- _WHAT YOU ARE ASKED TO DO_: Copy out each line below that has the word "styles" in it.

- _PROVIDED INFORMATION_:
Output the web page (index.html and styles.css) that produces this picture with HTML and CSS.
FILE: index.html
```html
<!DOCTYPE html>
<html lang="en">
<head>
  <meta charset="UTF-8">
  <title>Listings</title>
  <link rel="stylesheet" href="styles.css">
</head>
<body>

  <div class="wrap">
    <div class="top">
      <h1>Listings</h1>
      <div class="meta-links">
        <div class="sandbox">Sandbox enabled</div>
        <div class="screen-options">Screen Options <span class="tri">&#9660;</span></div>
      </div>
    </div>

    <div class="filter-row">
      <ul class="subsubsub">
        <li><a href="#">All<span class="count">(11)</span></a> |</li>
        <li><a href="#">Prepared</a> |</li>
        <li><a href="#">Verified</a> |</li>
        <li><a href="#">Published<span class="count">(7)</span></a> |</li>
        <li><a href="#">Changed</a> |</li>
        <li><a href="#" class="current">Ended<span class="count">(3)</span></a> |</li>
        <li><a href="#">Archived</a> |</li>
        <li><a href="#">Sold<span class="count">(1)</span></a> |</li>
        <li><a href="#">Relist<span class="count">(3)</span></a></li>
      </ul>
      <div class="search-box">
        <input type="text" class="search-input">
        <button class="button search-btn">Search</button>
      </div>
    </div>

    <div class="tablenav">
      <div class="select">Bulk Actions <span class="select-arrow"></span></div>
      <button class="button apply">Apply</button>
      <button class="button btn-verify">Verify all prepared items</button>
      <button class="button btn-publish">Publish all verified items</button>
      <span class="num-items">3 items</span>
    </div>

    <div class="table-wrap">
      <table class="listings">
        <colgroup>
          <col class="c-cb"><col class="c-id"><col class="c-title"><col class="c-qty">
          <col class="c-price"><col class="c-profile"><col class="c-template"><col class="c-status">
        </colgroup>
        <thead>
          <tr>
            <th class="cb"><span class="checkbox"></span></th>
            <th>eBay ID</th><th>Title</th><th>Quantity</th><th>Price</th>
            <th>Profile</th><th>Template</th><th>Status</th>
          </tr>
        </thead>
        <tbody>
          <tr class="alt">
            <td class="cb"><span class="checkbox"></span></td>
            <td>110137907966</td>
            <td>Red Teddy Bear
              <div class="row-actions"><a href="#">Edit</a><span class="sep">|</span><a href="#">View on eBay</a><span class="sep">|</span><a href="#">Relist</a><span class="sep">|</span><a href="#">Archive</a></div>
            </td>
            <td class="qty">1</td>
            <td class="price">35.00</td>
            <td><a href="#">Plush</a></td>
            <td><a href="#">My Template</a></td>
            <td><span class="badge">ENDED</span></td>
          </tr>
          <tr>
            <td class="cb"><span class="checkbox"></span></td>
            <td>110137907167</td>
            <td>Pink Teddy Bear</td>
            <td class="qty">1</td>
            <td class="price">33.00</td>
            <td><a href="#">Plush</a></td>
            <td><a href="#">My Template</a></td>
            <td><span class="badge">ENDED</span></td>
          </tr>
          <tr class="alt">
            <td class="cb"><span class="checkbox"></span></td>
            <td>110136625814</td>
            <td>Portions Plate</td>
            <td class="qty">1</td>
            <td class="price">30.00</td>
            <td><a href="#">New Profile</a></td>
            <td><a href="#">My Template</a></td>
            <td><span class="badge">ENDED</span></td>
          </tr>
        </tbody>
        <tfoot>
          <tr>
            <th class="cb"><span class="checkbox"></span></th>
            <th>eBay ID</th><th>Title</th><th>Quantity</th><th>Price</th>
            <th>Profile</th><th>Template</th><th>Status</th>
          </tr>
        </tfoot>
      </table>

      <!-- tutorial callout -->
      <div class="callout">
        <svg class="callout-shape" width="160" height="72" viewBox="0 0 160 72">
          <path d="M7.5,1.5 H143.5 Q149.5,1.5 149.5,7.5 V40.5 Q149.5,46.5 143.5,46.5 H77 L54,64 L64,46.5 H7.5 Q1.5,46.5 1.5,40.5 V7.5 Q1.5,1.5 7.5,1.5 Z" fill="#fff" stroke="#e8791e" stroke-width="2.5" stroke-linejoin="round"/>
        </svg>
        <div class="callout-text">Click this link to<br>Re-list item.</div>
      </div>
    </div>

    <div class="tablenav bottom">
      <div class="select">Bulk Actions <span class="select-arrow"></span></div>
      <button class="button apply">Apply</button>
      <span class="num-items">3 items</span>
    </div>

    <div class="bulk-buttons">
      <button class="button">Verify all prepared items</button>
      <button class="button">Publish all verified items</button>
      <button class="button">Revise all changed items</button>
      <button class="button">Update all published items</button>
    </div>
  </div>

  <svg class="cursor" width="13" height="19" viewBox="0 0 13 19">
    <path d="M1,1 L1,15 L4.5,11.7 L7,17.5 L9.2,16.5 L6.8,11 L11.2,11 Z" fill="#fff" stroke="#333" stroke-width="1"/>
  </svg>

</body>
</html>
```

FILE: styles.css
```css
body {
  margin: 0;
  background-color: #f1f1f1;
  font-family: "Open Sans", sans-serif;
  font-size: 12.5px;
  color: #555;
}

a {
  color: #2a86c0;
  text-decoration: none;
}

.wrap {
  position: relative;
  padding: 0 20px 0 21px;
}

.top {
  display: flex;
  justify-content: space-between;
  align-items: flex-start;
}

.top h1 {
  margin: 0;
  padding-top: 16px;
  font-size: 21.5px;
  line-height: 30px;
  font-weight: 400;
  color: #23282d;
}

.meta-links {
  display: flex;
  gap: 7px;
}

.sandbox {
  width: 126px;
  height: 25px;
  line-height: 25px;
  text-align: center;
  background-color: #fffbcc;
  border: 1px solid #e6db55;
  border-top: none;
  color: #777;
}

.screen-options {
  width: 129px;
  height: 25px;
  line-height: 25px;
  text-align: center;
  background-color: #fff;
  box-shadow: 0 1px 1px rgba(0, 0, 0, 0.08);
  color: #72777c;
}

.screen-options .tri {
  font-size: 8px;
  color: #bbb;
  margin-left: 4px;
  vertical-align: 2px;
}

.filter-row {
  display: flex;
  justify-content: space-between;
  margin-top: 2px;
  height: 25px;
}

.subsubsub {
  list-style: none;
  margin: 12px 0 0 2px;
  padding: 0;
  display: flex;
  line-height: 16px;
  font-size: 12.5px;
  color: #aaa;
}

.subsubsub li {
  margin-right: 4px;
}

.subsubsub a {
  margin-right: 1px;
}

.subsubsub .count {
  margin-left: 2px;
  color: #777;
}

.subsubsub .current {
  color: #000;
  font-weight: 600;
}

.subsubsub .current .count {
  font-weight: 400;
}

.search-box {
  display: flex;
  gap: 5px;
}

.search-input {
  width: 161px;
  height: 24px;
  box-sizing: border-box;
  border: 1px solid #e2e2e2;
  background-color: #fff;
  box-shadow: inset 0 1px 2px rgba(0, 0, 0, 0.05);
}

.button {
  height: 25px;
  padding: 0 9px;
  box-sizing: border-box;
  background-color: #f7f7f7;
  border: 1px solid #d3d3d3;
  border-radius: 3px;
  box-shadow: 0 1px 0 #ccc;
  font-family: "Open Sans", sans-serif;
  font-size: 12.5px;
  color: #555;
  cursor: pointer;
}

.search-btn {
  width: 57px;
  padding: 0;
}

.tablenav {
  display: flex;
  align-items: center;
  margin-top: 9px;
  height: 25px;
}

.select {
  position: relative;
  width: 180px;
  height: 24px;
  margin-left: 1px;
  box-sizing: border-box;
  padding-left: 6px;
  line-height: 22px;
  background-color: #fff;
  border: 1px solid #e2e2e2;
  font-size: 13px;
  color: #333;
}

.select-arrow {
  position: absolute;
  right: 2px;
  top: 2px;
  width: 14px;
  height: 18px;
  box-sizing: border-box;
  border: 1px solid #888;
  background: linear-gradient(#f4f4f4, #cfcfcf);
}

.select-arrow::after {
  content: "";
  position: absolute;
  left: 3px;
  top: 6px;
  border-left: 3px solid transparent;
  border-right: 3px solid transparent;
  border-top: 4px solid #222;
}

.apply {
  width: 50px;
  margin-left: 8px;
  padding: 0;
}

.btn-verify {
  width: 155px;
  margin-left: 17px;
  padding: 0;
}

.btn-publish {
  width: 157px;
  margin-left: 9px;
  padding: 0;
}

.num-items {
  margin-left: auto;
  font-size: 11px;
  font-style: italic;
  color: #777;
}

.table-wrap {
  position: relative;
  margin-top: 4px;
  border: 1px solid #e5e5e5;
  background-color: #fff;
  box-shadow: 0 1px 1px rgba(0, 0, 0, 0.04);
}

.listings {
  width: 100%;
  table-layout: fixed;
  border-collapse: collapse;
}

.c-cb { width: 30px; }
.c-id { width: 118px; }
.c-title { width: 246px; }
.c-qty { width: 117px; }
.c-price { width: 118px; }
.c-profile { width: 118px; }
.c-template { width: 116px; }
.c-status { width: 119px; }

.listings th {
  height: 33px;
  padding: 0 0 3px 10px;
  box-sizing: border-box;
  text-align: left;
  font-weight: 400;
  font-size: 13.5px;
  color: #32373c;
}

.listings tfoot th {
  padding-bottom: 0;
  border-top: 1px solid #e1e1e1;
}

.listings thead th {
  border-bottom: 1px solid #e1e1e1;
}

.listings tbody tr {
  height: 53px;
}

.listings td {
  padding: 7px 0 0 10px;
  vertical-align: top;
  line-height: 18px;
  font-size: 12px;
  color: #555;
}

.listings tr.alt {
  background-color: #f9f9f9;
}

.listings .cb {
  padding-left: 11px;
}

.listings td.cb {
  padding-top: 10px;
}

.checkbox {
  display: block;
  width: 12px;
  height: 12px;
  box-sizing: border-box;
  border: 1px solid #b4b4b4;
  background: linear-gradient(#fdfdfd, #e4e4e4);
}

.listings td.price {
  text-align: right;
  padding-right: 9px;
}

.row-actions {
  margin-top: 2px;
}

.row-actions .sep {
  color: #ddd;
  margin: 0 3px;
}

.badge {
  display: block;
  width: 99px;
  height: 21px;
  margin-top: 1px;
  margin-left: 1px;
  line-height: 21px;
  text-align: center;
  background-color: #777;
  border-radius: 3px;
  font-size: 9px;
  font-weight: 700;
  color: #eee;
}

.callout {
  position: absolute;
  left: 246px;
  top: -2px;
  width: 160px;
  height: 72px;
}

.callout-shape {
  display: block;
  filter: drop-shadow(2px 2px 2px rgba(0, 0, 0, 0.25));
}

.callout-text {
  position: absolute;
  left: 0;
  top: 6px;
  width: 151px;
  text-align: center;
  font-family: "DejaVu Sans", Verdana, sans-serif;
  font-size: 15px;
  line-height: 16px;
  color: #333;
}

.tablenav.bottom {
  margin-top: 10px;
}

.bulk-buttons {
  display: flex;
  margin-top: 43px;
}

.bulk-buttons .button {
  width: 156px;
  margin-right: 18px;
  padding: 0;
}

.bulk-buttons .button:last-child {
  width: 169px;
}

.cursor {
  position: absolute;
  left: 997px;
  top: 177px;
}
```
* * *
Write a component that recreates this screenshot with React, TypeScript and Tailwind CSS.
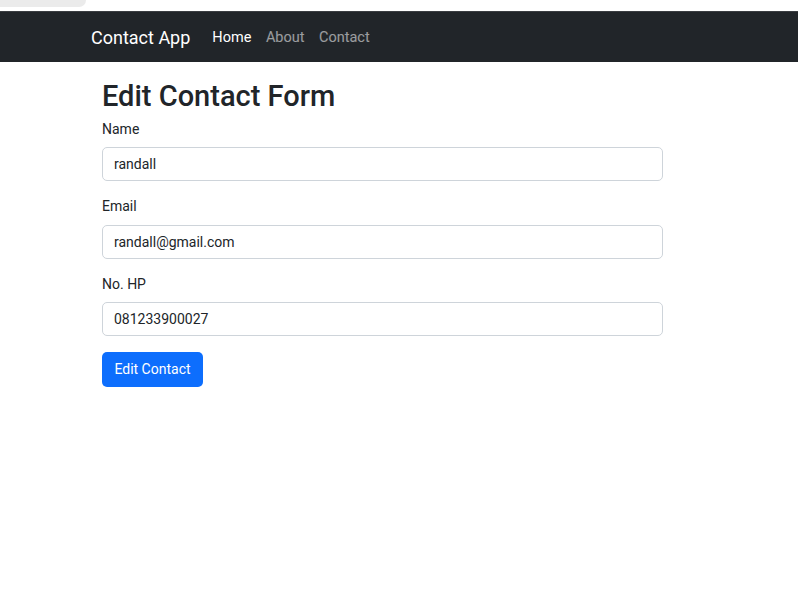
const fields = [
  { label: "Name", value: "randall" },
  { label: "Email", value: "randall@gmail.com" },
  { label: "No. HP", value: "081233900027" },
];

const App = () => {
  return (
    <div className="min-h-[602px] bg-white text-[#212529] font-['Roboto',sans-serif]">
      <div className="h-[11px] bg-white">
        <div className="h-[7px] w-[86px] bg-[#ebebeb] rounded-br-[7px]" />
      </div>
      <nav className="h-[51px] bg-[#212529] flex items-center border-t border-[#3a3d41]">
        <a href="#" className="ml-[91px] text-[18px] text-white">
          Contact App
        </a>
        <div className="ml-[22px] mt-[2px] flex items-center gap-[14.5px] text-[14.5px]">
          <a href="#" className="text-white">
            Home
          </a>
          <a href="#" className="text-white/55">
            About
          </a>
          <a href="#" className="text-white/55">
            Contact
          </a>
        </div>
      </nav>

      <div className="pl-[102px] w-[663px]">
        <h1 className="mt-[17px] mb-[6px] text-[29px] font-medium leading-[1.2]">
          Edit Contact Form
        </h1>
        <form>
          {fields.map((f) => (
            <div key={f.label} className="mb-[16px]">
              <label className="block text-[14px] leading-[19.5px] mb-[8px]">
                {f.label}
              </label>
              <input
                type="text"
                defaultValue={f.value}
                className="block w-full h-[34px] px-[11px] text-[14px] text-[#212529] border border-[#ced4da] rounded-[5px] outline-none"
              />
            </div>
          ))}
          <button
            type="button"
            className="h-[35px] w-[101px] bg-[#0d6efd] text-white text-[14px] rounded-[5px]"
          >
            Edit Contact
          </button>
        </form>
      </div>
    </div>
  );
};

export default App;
--
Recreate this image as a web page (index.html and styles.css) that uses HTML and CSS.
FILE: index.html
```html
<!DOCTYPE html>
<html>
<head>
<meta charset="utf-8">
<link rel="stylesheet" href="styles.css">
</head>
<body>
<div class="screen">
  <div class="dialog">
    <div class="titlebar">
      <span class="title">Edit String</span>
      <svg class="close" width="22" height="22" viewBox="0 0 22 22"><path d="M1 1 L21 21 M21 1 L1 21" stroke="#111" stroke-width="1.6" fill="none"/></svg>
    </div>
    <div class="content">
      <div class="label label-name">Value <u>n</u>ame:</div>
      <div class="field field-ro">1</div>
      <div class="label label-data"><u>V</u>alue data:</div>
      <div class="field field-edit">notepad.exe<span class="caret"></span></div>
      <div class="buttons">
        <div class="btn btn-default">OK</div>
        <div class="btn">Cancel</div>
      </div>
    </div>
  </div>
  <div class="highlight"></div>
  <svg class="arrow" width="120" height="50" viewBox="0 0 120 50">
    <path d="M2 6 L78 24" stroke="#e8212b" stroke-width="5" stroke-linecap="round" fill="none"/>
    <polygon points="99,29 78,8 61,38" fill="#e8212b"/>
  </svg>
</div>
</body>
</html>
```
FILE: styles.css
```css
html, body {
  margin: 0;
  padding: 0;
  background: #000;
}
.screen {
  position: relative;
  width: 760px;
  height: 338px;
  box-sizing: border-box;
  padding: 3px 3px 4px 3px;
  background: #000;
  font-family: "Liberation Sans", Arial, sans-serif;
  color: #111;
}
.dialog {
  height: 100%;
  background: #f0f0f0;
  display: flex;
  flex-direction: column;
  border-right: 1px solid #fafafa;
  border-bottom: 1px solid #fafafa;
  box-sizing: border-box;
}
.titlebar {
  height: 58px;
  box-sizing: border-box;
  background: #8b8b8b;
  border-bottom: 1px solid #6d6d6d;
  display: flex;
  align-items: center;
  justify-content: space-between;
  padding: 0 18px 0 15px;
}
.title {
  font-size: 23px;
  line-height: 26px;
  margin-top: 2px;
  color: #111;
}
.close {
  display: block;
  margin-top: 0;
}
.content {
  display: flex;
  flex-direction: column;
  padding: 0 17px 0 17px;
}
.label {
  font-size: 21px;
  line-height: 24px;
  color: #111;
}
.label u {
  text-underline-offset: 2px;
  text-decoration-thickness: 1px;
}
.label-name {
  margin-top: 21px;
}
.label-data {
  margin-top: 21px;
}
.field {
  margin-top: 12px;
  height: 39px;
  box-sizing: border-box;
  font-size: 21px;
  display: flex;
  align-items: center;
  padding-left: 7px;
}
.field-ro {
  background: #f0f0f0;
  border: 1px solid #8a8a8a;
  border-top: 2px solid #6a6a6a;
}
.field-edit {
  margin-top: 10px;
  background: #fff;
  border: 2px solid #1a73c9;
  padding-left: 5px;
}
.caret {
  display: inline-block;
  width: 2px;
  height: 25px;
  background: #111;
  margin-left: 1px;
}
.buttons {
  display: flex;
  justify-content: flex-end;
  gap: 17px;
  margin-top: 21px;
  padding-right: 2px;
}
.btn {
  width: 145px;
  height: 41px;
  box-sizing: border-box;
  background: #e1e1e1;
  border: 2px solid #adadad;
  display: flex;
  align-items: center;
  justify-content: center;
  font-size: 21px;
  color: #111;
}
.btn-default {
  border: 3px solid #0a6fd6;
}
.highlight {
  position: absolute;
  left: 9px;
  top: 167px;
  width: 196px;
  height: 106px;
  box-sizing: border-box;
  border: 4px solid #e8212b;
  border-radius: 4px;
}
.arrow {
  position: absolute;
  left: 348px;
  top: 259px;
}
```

- _EXPECTED ANSWER_:
Output the web page (index.html and styles.css) that produces this picture with HTML and CSS.
  <link rel="stylesheet" href="styles.css">
FILE: styles.css
Recreate this image as a web page (index.html and styles.css) that uses HTML and CSS.
<link rel="stylesheet" href="styles.css">
FILE: styles.css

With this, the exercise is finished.